Make the poppy seed filling
- Combine poppy seeds, powdered sugar, flour, egg, and butter in a food processor. Process until smooth and paste-like. Transfer to a bowl.
Make the walnut filling
- Process ground walnuts, powdered sugar, flour, egg, and butter to a smooth paste. Transfer to a separate bowl and stir in raisins if desired.
Assemble and bake
- Divide dough into two equal pieces. Roll one piece into a 12×16-inch rectangle.
- Spread poppy seed filling evenly, then roll from the long side into a spiral log and seal the ends.

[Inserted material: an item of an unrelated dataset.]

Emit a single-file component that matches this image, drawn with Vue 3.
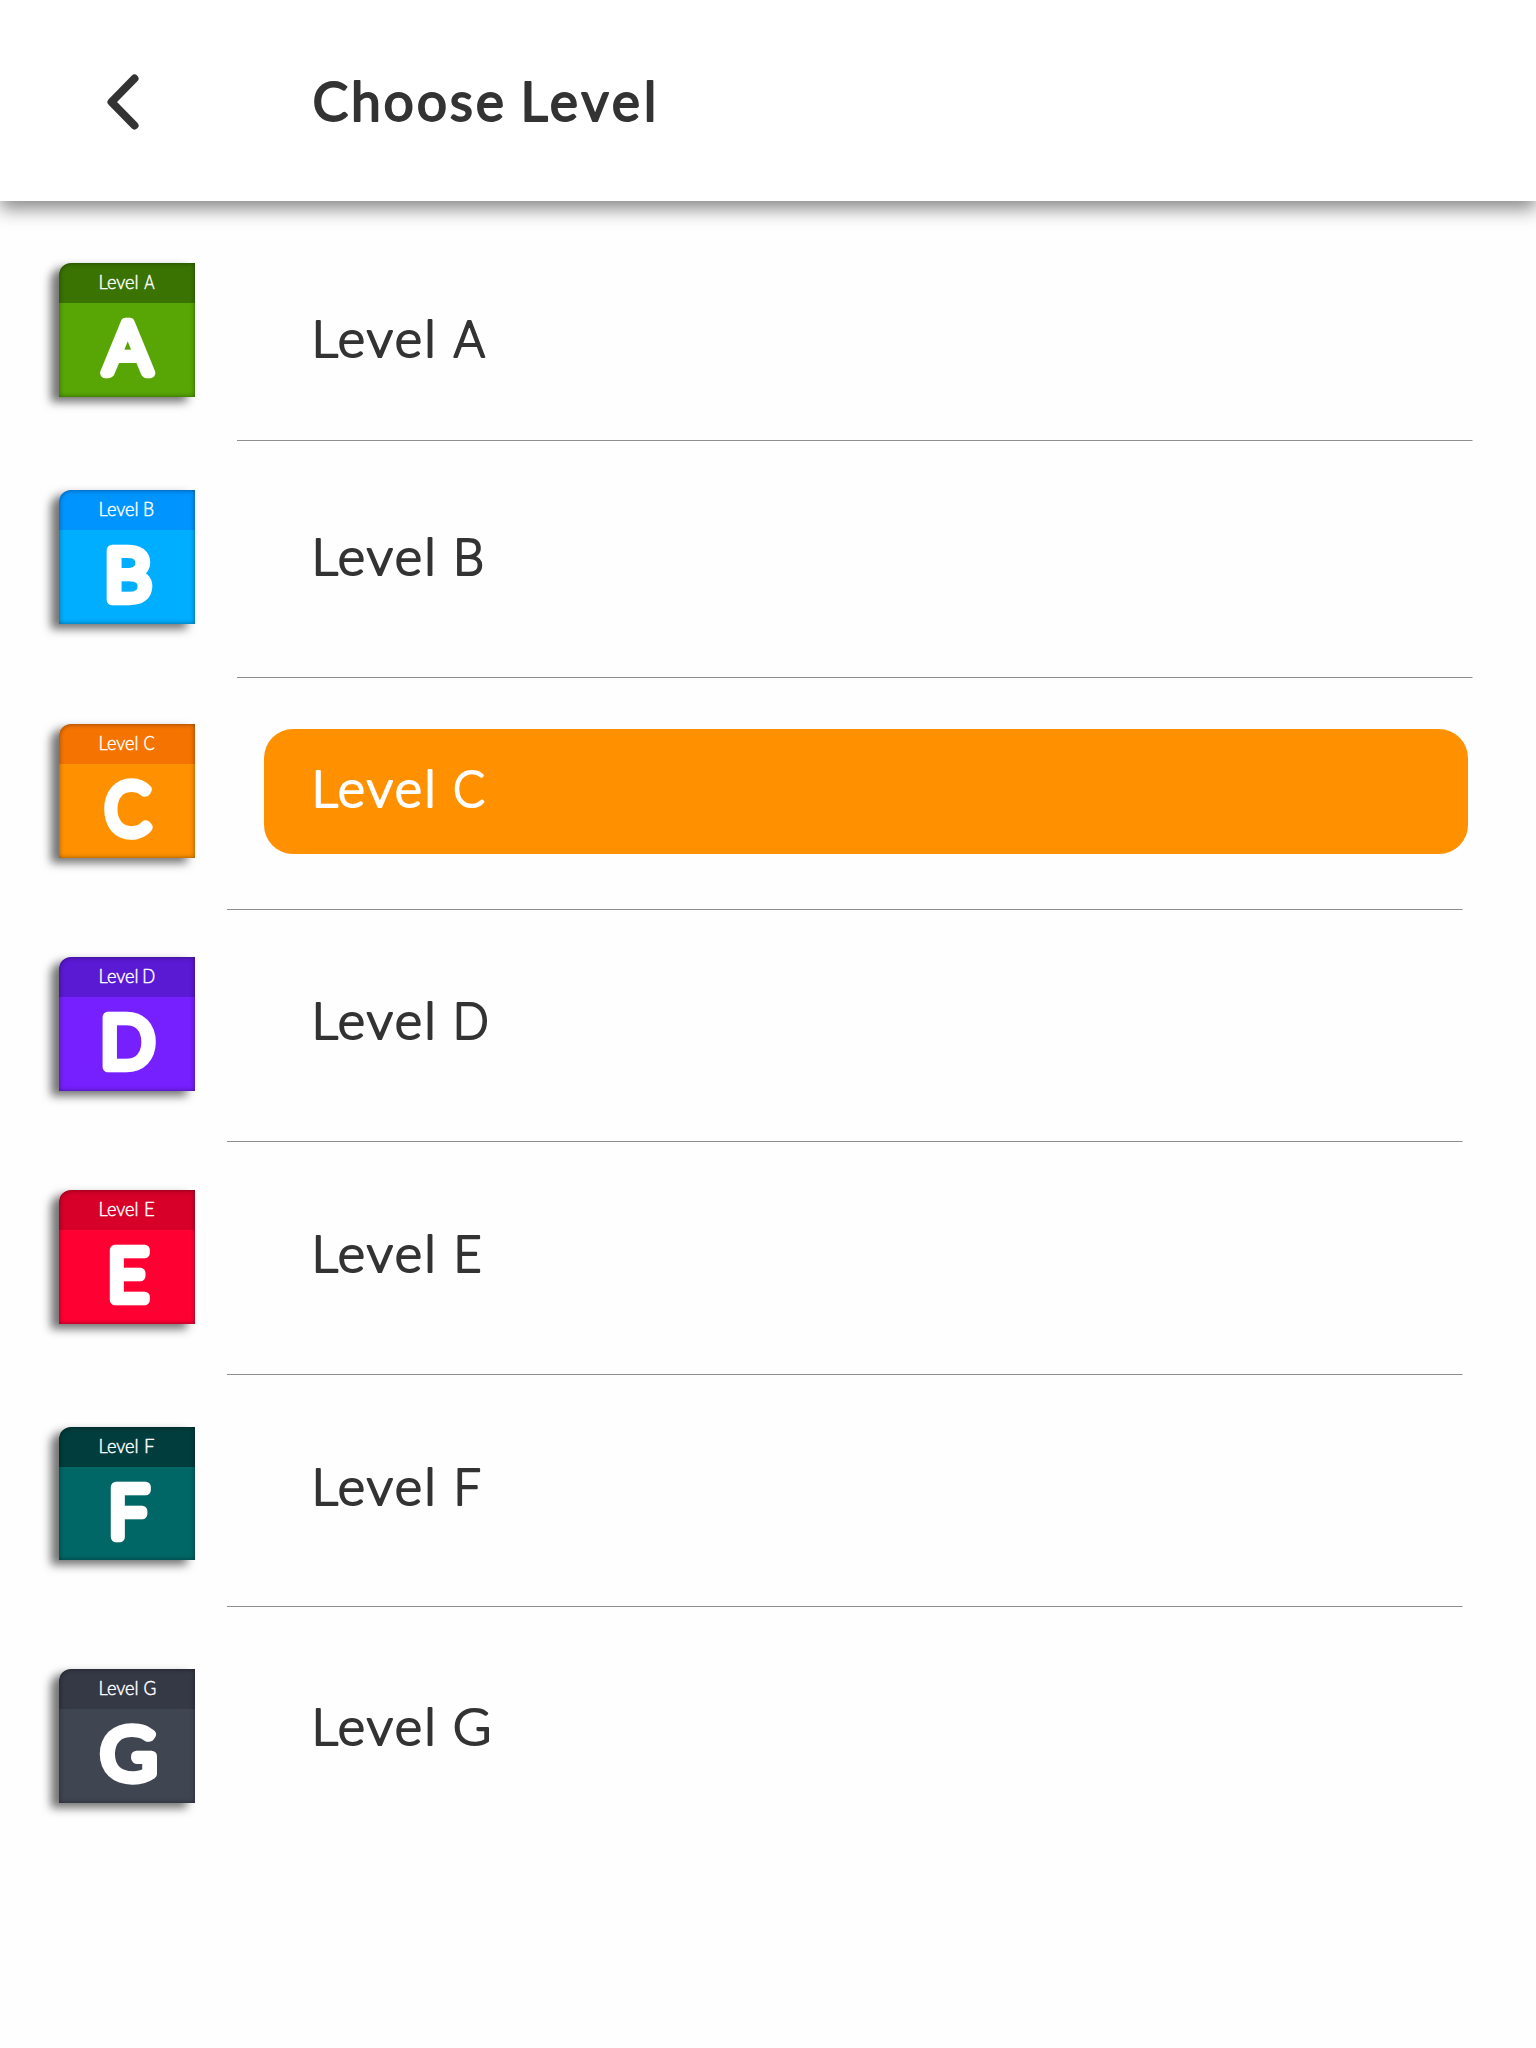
<script setup>
const levels = [
  { id: 'A', main: '#57a605', dark: '#3a7302', height: 240, top: 62, base: 156.8, line: 237, gx: 453, gw: 34, big: [40.7, 58], sx: 85, sw: 11 },
  { id: 'B', main: '#00aeff', dark: '#0094ff', height: 237, top: 49, base: 134.8, line: 237, gx: 456.5, gw: 27.5, big: [47.2, 48.5], sx: 85.5, sw: 9.5 },
  { id: 'C', main: '#ff9100', dark: '#f57300', height: 232, top: 46, base: 130.2, line: 227, gx: 454, gw: 30.5, big: [44, 50], sx: 85, sw: 10.5, selected: true },
  { id: 'D', main: '#7620ff', dark: '#5a19d3', height: 232, top: 47, base: 130.2, line: 227, gx: 456, gw: 31.5, big: [43, 54.5], sx: 84.5, sw: 11 },
  { id: 'E', main: '#ff0033', dark: '#d60029', height: 233, top: 48, base: 130.6, line: 227, gx: 457, gw: 23, big: [50, 40.5], sx: 86.5, sw: 8.5 },
  { id: 'F', main: '#006766', dark: '#003d3c', height: 232, top: 51.5, base: 130.6, line: 227, gx: 457, gw: 23, big: [51, 40.5], sx: 86.5, sw: 8.5 },
  { id: 'G', main: '#404552', dark: '#353945', height: 260, top: 62, base: 138.8, line: 0, gx: 454, gw: 35.5, big: [40.2, 58.3], sx: 85, sw: 11.5 },
]

// Left bearing and ink width of each capital, per em
const metrics = {
  A: [0.005, 0.67], B: [0.094, 0.514], C: [0.046, 0.6], D: [0.094, 0.617],
  E: [0.094, 0.43], F: [0.094, 0.43], G: [0.046, 0.635],
}

function fit(id, size, stroke, x, width, y) {
  const [bearing, ink] = metrics[id]
  const scale = (width - stroke) / (ink * size)
  return `translate(${x + stroke / 2 - bearing * size * scale} ${y}) scale(${scale} 1)`
}
</script>

<template>
  <main class="screen">
    <header class="bar">
      <svg class="back" width="40" height="64" viewBox="0 0 40 64">
        <path d="M34.5 8.5 11.5 32 34.5 55.5" />
      </svg>
      <svg class="title" width="400" height="80" viewBox="0 0 400 80">
        <text x="0.5" y="59" textLength="191.5" lengthAdjust="spacing">Choose</text>
        <text x="208.5" y="59" textLength="136" lengthAdjust="spacing">Level</text>
      </svg>
    </header>
    <ul class="list">
      <li v-for="level in levels" :key="level.id" class="row" :class="{ selected: level.selected }" :style="{ height: level.height + 'px', '--line': level.line + 'px' }">
        <div class="badge" :style="{ marginTop: level.top + 'px', background: `linear-gradient(${level.dark} 39.7px, ${level.main} 39.7px)` }">
          <svg width="136" height="134" viewBox="0 0 136 134">
            <text class="small" x="39.6" y="26.3" textLength="40" lengthAdjust="spacingAndGlyphs">Level</text>
            <text class="small" :transform="fit(level.id, 19.5, 0.5, level.sx, level.sw, 26.3)">{{ level.id }}</text>
            <text class="big" :transform="fit(level.id, 70.5, 10.5, level.big[0], level.big[1], 110.3)">{{ level.id }}</text>
          </svg>
        </div>
        <div class="option">
          <svg class="label" width="1204" :height="level.height - 1">
            <text :transform="`translate(47.6 ${level.base - 0.8}) scale(1.04 1)`" textLength="119.4" lengthAdjust="spacing">Level</text>
            <text :transform="fit(level.id, 50.3, 2.2, level.gx - 264, level.gw, level.base - 0.8)">{{ level.id }}</text>
          </svg>
        </div>
      </li>
    </ul>
  </main>
</template>

<style>
html, body { background: #fefefe; }
</style>

<style scoped>
.screen {
  width: 1536px;
  height: 2048px;
  overflow: hidden;
  background: #fefefe;
  color: #333;
  font-family: Lato, "Open Sans", sans-serif;
}
.bar {
  position: relative;
  z-index: 1;
  display: flex;
  align-items: center;
  height: 201px;
  box-sizing: border-box;
  padding-left: 100px;
  background: #fff;
  box-shadow: 0 8px 17px rgba(0, 0, 0, 0.46);
}
.back {
  margin-top: 2px;
}
.back path {
  fill: none;
  stroke: #333;
  stroke-width: 8;
  stroke-linecap: round;
  stroke-linejoin: round;
}
.title {
  margin-left: 172px;
  margin-top: 2px;
  fill: #333;
  stroke: #333;
  stroke-width: 1.8;
  stroke-linejoin: round;
  font-size: 53.5px;
  font-weight: 400;
}
.list {
  margin: 0;
  padding: 0;
  list-style: none;
}
.row {
  display: flex;
  align-items: flex-start;
  box-sizing: border-box;
  padding-left: 59px;
  background: linear-gradient(#8e8e90, #8e8e90) var(--line) 100% / 1235.5px 1px no-repeat;
}
.row:last-child {
  background: none;
}
.badge {
  flex: none;
  width: 136px;
  height: 133.7px;
  border-radius: 12px 0 0 0;
  box-shadow: -8px 5px 10px rgba(0, 0, 0, 0.55), inset 0 0 5px rgba(0, 0, 0, 0.45);
}
.badge svg, .label {
  display: block;
}
.small {
  fill: #fff;
  stroke: #fff;
  stroke-width: 0.5;
  stroke-linejoin: round;
  font-size: 19.5px;
  font-weight: 300;
}
.big {
  fill: #fff;
  stroke: #fff;
  stroke-width: 10.5;
  stroke-linejoin: round;
  font-size: 70.5px;
  font-weight: 300;
}
.option {
  margin-left: 69px;
  width: 1204px;
}
.selected .option {
  height: 124.5px;
  margin-top: 51px;
  border-radius: 29px;
  background: #ff9100;
}
.selected .label {
  margin-top: -51px;
}
.label text {
  fill: #333;
  stroke: #333;
  stroke-width: 2.2;
  stroke-linejoin: round;
  font-size: 50.3px;
  font-weight: 300;
}
.selected .label text {
  fill: #fff;
  stroke: #fff;
}
</style>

- Place on a parchment-lined tray. Repeat with the second piece using the walnut filling.
- Brush both logs with egg wash and let rise a second time for about 90–120 minutes.
- Bake at 350°F (180°C) for 25–28 minutes on the middle rack, turning the pan after 20 minutes for even browning. Cool 30–60 minutes before slicing.
Notes
- Store at room temperature in an airtight container up to five days, or refrigerate to extend freshness.
- To freeze before baking: wrap unbaked logs tightly and freeze up to two months; thaw overnight in the fridge and bake as directed.
- To freeze after baking: wrap cooled beigli well and freeze up to three months; thaw at room temperature before serving.
- To reheat: warm in a 300°F (150–166°C) oven for 15–20 minutes until soft and warm.
- The dough will double but remain denser and less airy than typical bread—this is normal for beigli.
- Recipe yields two 16-inch logs; each log slices into about 12–15 pieces depending on thickness.